中国における株式市場の問題は、本来、中国経済全体に大きな影響を及ぼすものではない。今回の問題は、長年、市場を開放せず過保護になっていたところに自由化の要素を持ち込んだことによる混乱であって、実体経済と連動した動きではない。それ以前の問題として中国の株価は、実体経済にあわせて上下してきたわけではない。
ただ、株式市場の問題が思わぬ形で経済全体に影響を及ぼす可能性がないわけではない。というのも株価の問題とは無関係に、中国経済の失速がはっきりとしてきているからだ。

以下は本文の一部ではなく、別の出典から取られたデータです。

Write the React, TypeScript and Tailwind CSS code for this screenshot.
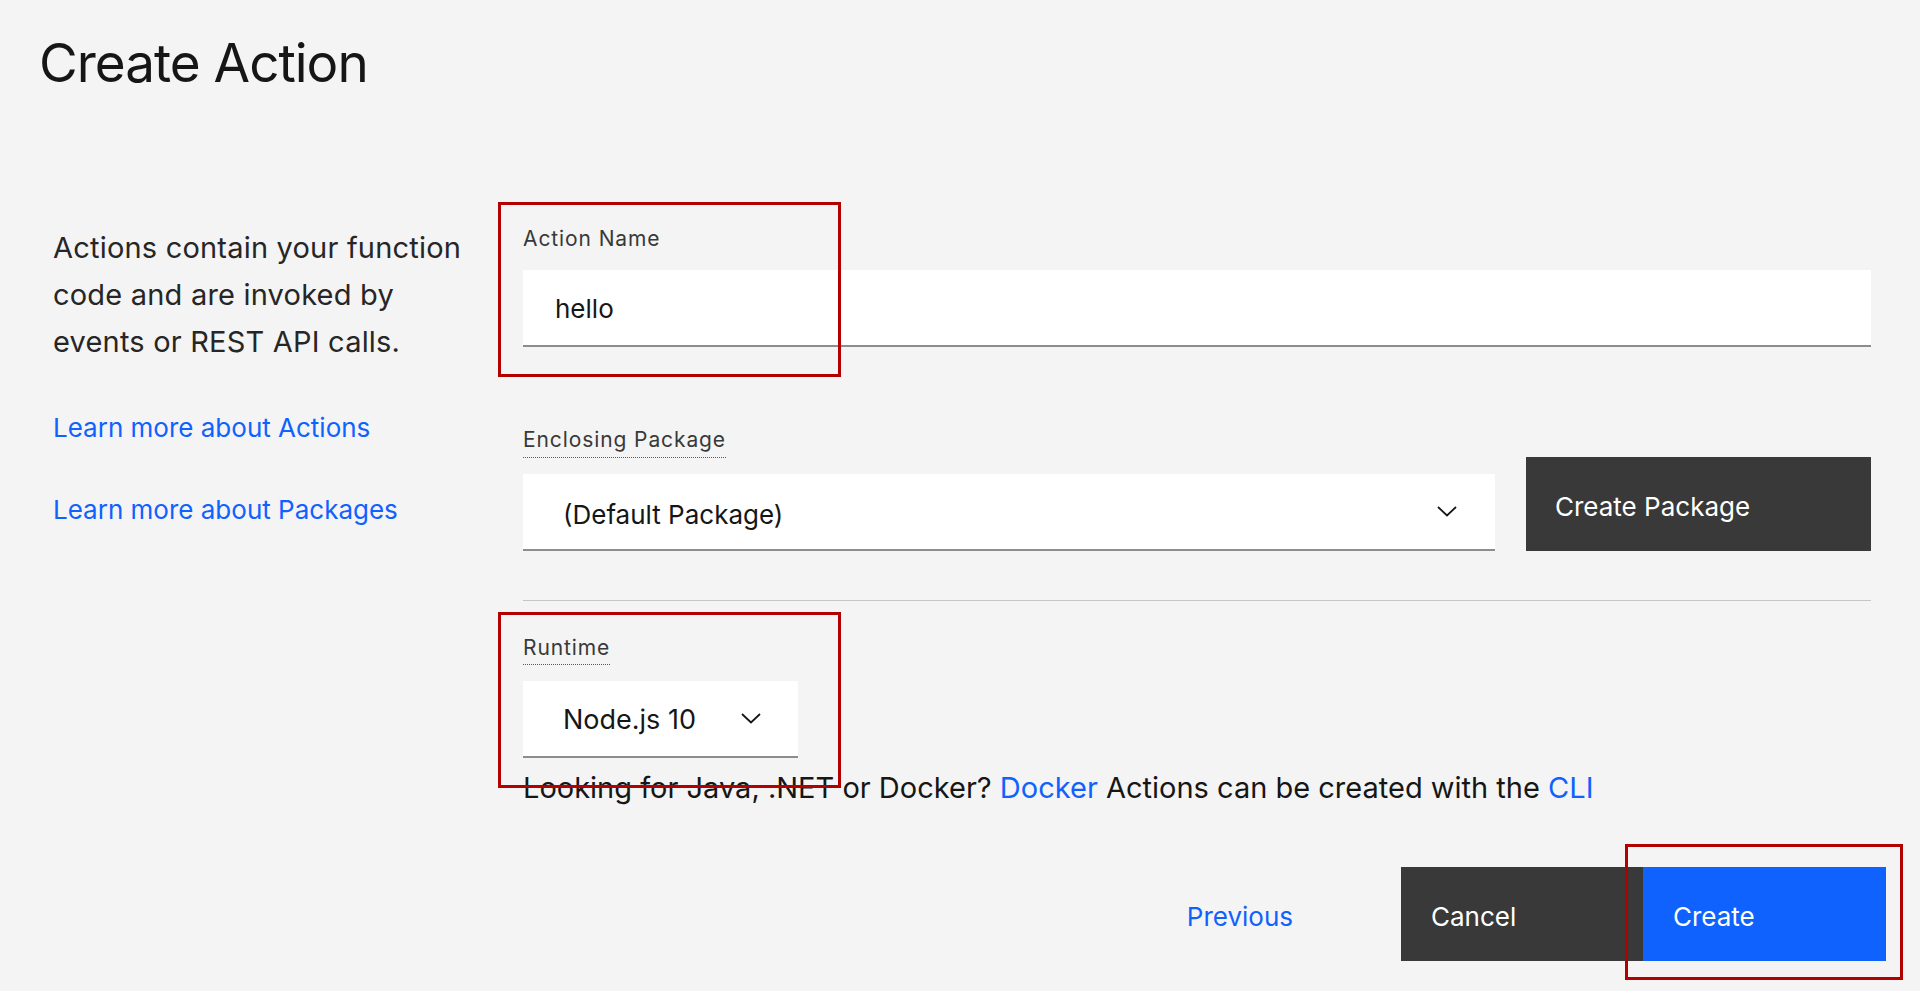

なかでも重厚長大産業の集積地として知られる東北部の問題は深刻で、今後も大型の企業倒産が相次ぎ、失業問題が深刻化することが予測されているのだ。
こうした事情受けてか、4月には李克強首相が東北を訪れたのに続いて習近平国家主席も7月中旬から東北を回っている。
中国東北部の直面する景気悪化の問題は、メディアでも注目の話題である。7月21日付『時代週報』は、〈中国の東北人 企業倒産が相次いだ影響で外国に活路を求める動きが活発化 ヨーロッパ移民の主力として台頭〉というタイトルでその惨状を伝えている。記事によれば東北部の問題は、すでに1996年から始まり、国が民間の保険や社会保障制度を整え始めるよりも前から倒産の問題が深刻化してしまったことだという。
それにしても自らに降りかかる火の粉は、とりあえず自らの手で払おうと早速外国に活路を求めるのは中国人らしいが、それが日本にではなくヨーロッパに向かったことは興味深い。きっとそれほど日本経済の落ち込みは中国でも有名なのだろう。